Голодные паузы перед наркозом и после него я строго выдерживала вместе с Олесей. Это было иллюзией, что ей так будет легче. Конечно, есть перед ней было бы издевательством, но вот выйти и выпить стакан воды в коридоре или съесть леденец потихоньку было вполне возможно. Или можно поесть, пока ребенок в операционной. Но я понимаю, почему этого не делала – из-за чувства вины. Ведь она же из-за меня страдает, и раз я такая плохая, то должна страдать, как и она. На наркоз меня не заберут вместо нее, но вот поголодать с ней я могу…
Ох уж это «искупление», намеренный, осознанный вред себе. Намного ли легче было Олесе от моего истощения?..
До палаты я дошла – и не знала, куда себя деть. Я не обращала внимания на то, что говорили вокруг, прислушивалась к шагам в коридоре: не зовут ли меня? Но меня не позвали.
Спустя полтора часа дочь привезли на инвалидной коляске. Так нередко доставляли пациентов – на кушетке или на коляске. Олеся плакала, я переложила ее на кровать.

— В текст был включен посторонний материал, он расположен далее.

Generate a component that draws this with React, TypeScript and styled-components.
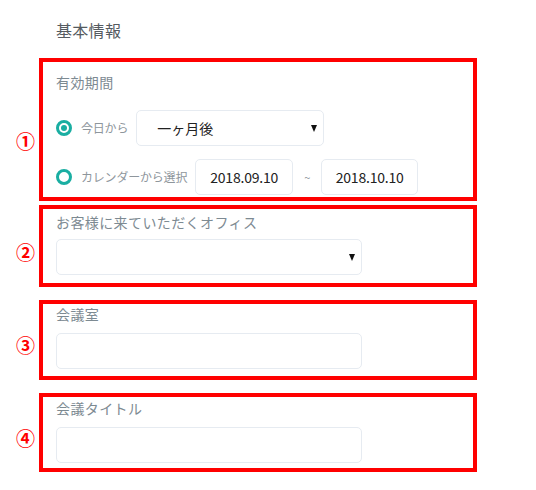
import React from "react";
import styled, { createGlobalStyle } from "styled-components";

const Global = createGlobalStyle`
  html, body { margin: 0; padding: 0; background: #fff; }
  body { font-family: "Noto Sans CJK JP", "Noto Sans", sans-serif; }
  * { box-sizing: border-box; }
`;

const Page = styled.div`
  width: 536px;
  height: 490px;
  padding-top: 18px;
  display: flex;
  flex-direction: column;
`;

const Heading = styled.h1`
  margin: 0 0 16px 56px;
  font-size: 16px;
  line-height: 24px;
  font-weight: 400;
  color: #555b61;
  letter-spacing: 0.3px;
`;

const Row = styled.div<{ $mt: number }>`
  display: flex;
  margin-top: ${(p) => p.$mt}px;
`;

const NumberCol = styled.div<{ $shift: number }>`
  width: 39px;
  display: flex;
  align-items: center;
  justify-content: flex-end;
  padding-right: 4px;
  padding-top: ${(p) => p.$shift * 2}px;
`;

const Num = styled.span`
  color: #ff0000;
  font-size: 19px;
  font-weight: 700;
  line-height: 20px;
`;

const Box = styled.section<{ $pt: number; $pb: number; $h: number }>`
  width: 438px;
  height: ${(p) => p.$h}px;
  border: 4px solid #ff0000;
  padding: ${(p) => p.$pt}px 0 ${(p) => p.$pb}px 13px;
  display: flex;
  flex-direction: column;
`;

const Label = styled.div<{ $mb: number }>`
  font-size: 14px;
  line-height: 20px;
  color: #7d8a92;
  letter-spacing: 0.4px;
  margin-bottom: ${(p) => p.$mb}px;
`;

const OptionRow = styled.div<{ $mb?: number }>`
  display: flex;
  align-items: center;
  margin-bottom: ${(p) => p.$mb ?? 0}px;
`;

const Radio = styled.span<{ $checked?: boolean }>`
  width: 16px;
  height: 16px;
  border-radius: 50%;
  border: 3px solid #1aaea2;
  display: flex;
  align-items: center;
  justify-content: center;
  flex: none;
  &::after {
    content: "";
    width: 6px;
    height: 6px;
    border-radius: 50%;
    background: ${(p) => (p.$checked ? "#1aaea2" : "transparent")};
  }
`;

const RadioText = styled.span`
  margin-left: 9px;
  margin-right: 8px;
  font-size: 12px;
  line-height: 16px;
  color: #8e969c;
  letter-spacing: -0.2px;
  white-space: nowrap;
`;

const Field = styled.div<{ $w: number }>`
  width: ${(p) => p.$w}px;
  height: 36px;
  border: 1px solid #e6ebf1;
  border-radius: 5px;
  background: #fff;
  display: flex;
  align-items: center;
  font-size: 14px;
  color: #222;
  flex: none;
`;

const SelectField = styled(Field)`
  justify-content: space-between;
  padding: 0 6px 0 20px;
`;

const DateField = styled(Field)`
  justify-content: center;
  letter-spacing: -0.2px;
`;

const Arrow = styled.span`
  width: 0;
  height: 0;
  border-left: 3.5px solid transparent;
  border-right: 3.5px solid transparent;
  border-top: 7px solid #111;
  margin-top: 1px;
`;

const Tilde = styled.span`
  width: 28px;
  text-align: center;
  font-size: 11px;
  color: #8e969c;
`;

export default function App() {
  return (
    <Page>
      <Global />
      <Heading>基本情報</Heading>

      <Row $mt={0}>
        <NumberCol $shift={11}>
          <Num>①</Num>
        </NumberCol>
        <Box $pt={10} $pb={2} $h={143}>
          <Label $mb={18}>有効期間</Label>
          <OptionRow $mb={13}>
            <Radio $checked />
            <RadioText>今日から</RadioText>
            <SelectField $w={188}>
              <span>一ヶ月後</span>
              <Arrow />
            </SelectField>
          </OptionRow>
          <OptionRow>
            <Radio />
            <RadioText>カレンダーから選択</RadioText>
            <DateField $w={98}>2018.09.10</DateField>
            <Tilde>~</Tilde>
            <DateField $w={97}>2018.10.10</DateField>
          </OptionRow>
        </Box>
      </Row>

      <Row $mt={4}>
        <NumberCol $shift={6}>
          <Num>②</Num>
        </NumberCol>
        <Box $pt={3} $pb={8} $h={82}>
          <Label $mb={7}>お客様に来ていただくオフィス</Label>
          <SelectField $w={306}>
            <span />
            <Arrow />
          </SelectField>
        </Box>
      </Row>

      <Row $mt={13}>
        <NumberCol $shift={5}>
          <Num>③</Num>
        </NumberCol>
        <Box $pt={0} $pb={7} $h={80}>
          <Label $mb={9}>会議室</Label>
          <Field $w={306} />
        </Box>
      </Row>

      <Row $mt={13}>
        <NumberCol $shift={5}>
          <Num>④</Num>
        </NumberCol>
        <Box $pt={1} $pb={5} $h={79}>
          <Label $mb={9}>会議タイトル</Label>
          <Field $w={306} />
        </Box>
      </Row>
    </Page>
  );
}
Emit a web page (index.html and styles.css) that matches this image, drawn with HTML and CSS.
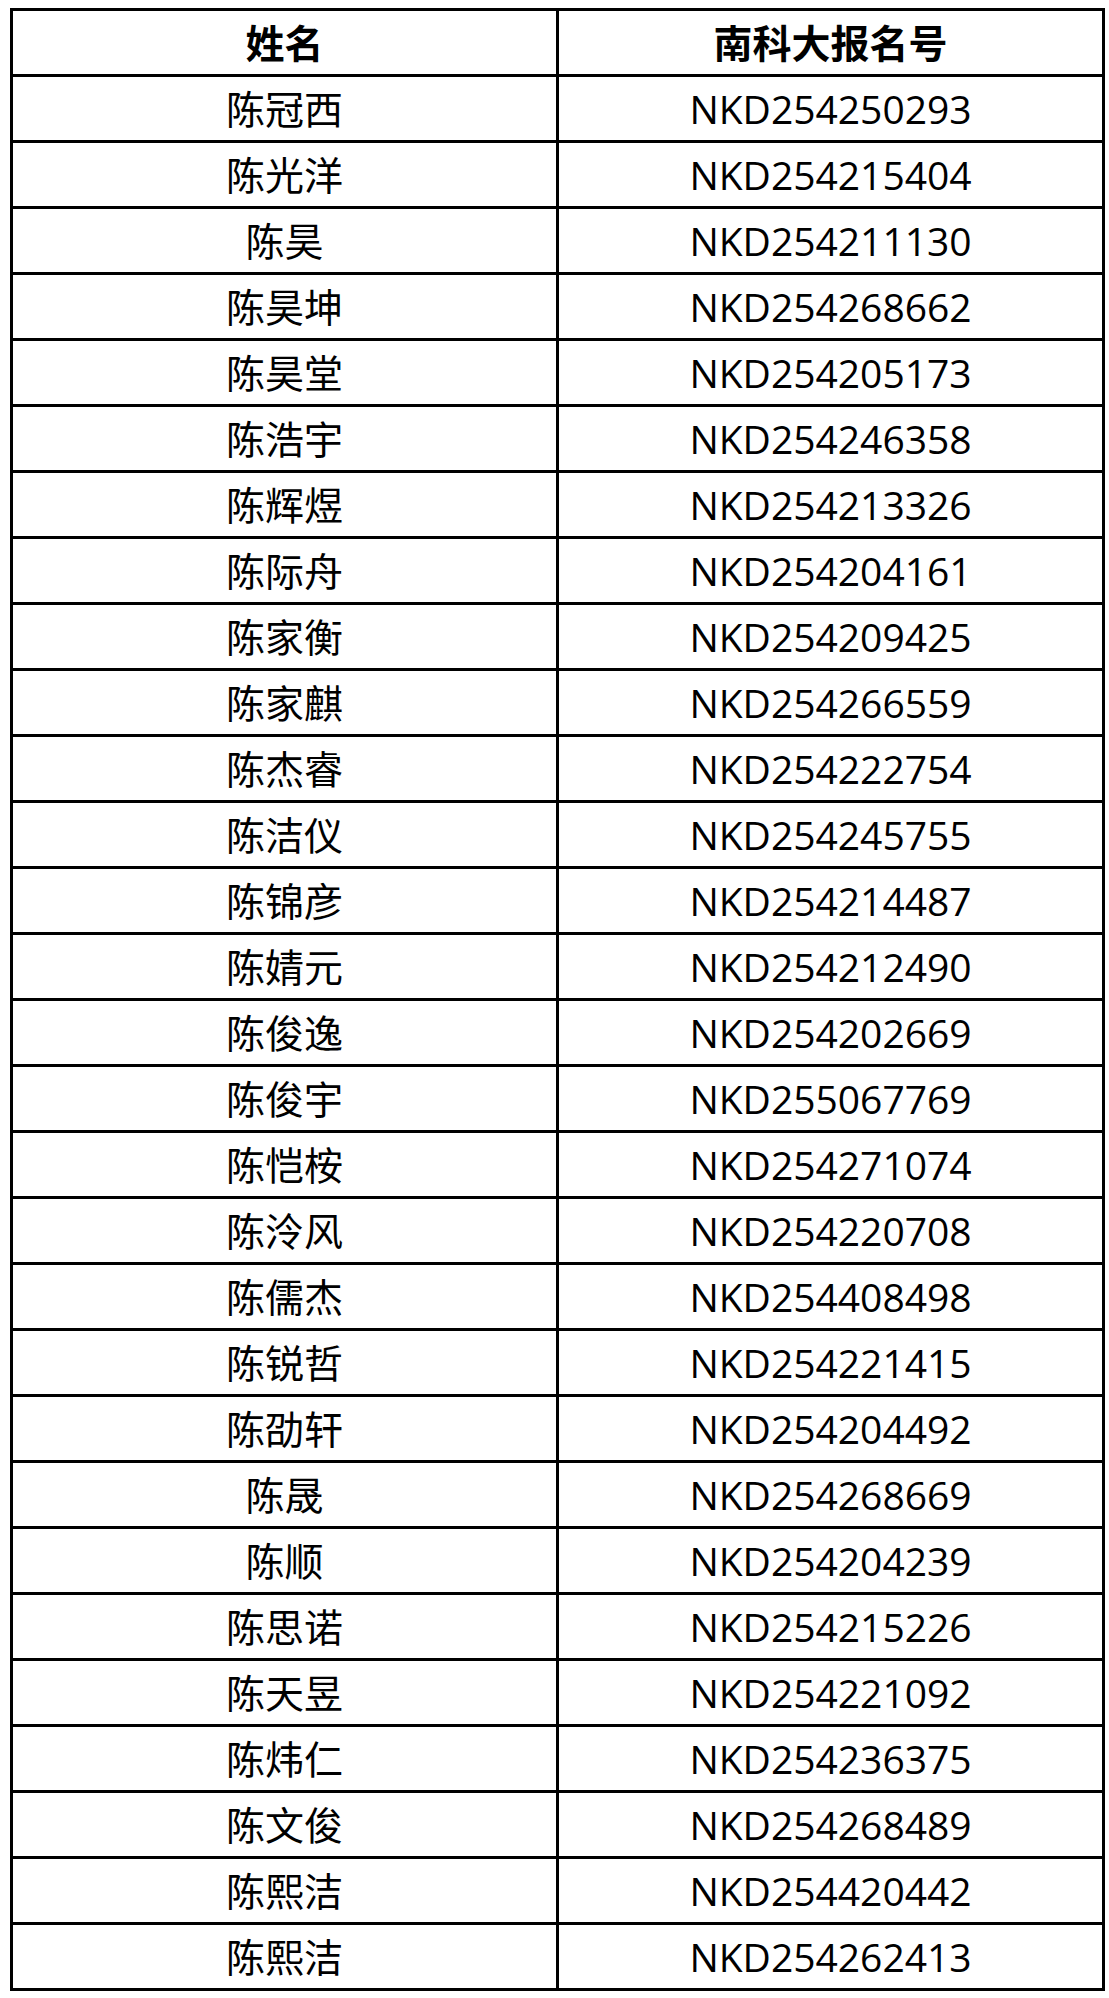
FILE: index.html
```html
<!DOCTYPE html>
<html lang="zh-CN">
<head>
<meta charset="utf-8">
<title>南科大报名号</title>
<link rel="stylesheet" href="styles.css">
</head>
<body>
<div class="sheet" role="table">
  <div class="cell head" role="columnheader">姓名</div><div class="cell head" role="columnheader">南科大报名号</div>
  <div class="cell">陈冠西</div><div class="cell">NKD254250293</div>
  <div class="cell">陈光洋</div><div class="cell">NKD254215404</div>
  <div class="cell">陈昊</div><div class="cell">NKD254211130</div>
  <div class="cell">陈昊坤</div><div class="cell">NKD254268662</div>
  <div class="cell">陈昊堂</div><div class="cell">NKD254205173</div>
  <div class="cell">陈浩宇</div><div class="cell">NKD254246358</div>
  <div class="cell">陈辉煜</div><div class="cell">NKD254213326</div>
  <div class="cell">陈际舟</div><div class="cell">NKD254204161</div>
  <div class="cell">陈家衡</div><div class="cell">NKD254209425</div>
  <div class="cell">陈家麒</div><div class="cell">NKD254266559</div>
  <div class="cell">陈杰睿</div><div class="cell">NKD254222754</div>
  <div class="cell">陈洁仪</div><div class="cell">NKD254245755</div>
  <div class="cell">陈锦彦</div><div class="cell">NKD254214487</div>
  <div class="cell">陈婧元</div><div class="cell">NKD254212490</div>
  <div class="cell">陈俊逸</div><div class="cell">NKD254202669</div>
  <div class="cell">陈俊宇</div><div class="cell">NKD255067769</div>
  <div class="cell">陈恺桉</div><div class="cell">NKD254271074</div>
  <div class="cell">陈泠风</div><div class="cell">NKD254220708</div>
  <div class="cell">陈儒杰</div><div class="cell">NKD254408498</div>
  <div class="cell">陈锐哲</div><div class="cell">NKD254221415</div>
  <div class="cell">陈劭轩</div><div class="cell">NKD254204492</div>
  <div class="cell">陈晟</div><div class="cell">NKD254268669</div>
  <div class="cell">陈顺</div><div class="cell">NKD254204239</div>
  <div class="cell">陈思诺</div><div class="cell">NKD254215226</div>
  <div class="cell">陈天昱</div><div class="cell">NKD254221092</div>
  <div class="cell">陈炜仁</div><div class="cell">NKD254236375</div>
  <div class="cell">陈文俊</div><div class="cell">NKD254268489</div>
  <div class="cell">陈熙洁</div><div class="cell">NKD254420442</div>
  <div class="cell">陈熙洁</div><div class="cell">NKD254262413</div>
</div>
</body>
</html>
```
FILE: styles.css
```css
html, body {
  background: #ffffff;
}
body {
  margin: 0;
  padding: 8px 0 0 10px;
  font-family: "Open Sans", "Noto Sans CJK SC", sans-serif;
  color: #000000;
}
.sheet {
  width: 1095px;
  display: grid;
  grid-template-columns: 1fr 1fr;
  grid-auto-rows: 63px;
  gap: 3px;
  padding: 3px;
  box-sizing: border-box;
  background: #000000;
}
.cell {
  background: #ffffff;
  display: flex;
  align-items: center;
  justify-content: center;
  font-size: 39px;
  line-height: 1;
  white-space: nowrap;
}
.head {
  font-weight: 700;
}
```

На животе у нее был пластырь, в области ключицы установлен катетер. Ее губы были сухие – частое явление после наркоза, поскольку пациент не пьет и лежит с кислородной маской, которая сушит.
Олеся очень хотела пить и есть, но ей было нельзя до определенного часа, и она плакала и упрашивала меня. Отвлечь ее ничем не получалось, и я снова чувствовала себя плохой матерью, которая не может справиться с ребенком.
* * *
Мне кажется, все ситуации с орущим ребенком и злющим как черт родителем – они как раз про это, про раздражение не на чадо, а на несбывшиеся ожидания от родительства. Ребенок хочет пить, ему нельзя, он расстроен и зол. Для неокрепшей психики столько эмоций – это чересчур, вот он ими и фонтанирует, как я себе это объясняла. Но я в таких случаях не сидела безучастно в состоянии дзен. Тогда еще нет. Я приводила доводы, пыталась успокоить, отвлечь, ругаться. Пока не поняла, что если не можешь ничего с этим сделать – не делай. И тогда я успокоилась, а следом – и Олеся.
* * *
Зашла Оксана Петровна, осмотрела и послушала Олесю.
– Результаты КТ уже известны? – спросила я.
– Да. Я их не помню точно, но целая доля есть, легкие чистые, – сказала Оксана Петровна.
Как я тогда обрадовалась, просто не передать. Я как будто из этого дна, из этой пропасти вылезла наружу. Первое, что я почувствовала, – сильный голод. И я наконец-то стала есть вместе с Олесей – и мне было так вкусно, как не было со 2 ноября. А еще я начала слышать разговоры соседей и даже участвовать в них.
Нам предстояло еще дождаться биопсию для уточнения диагноза, но мне уже хотелось двигаться, разговаривать.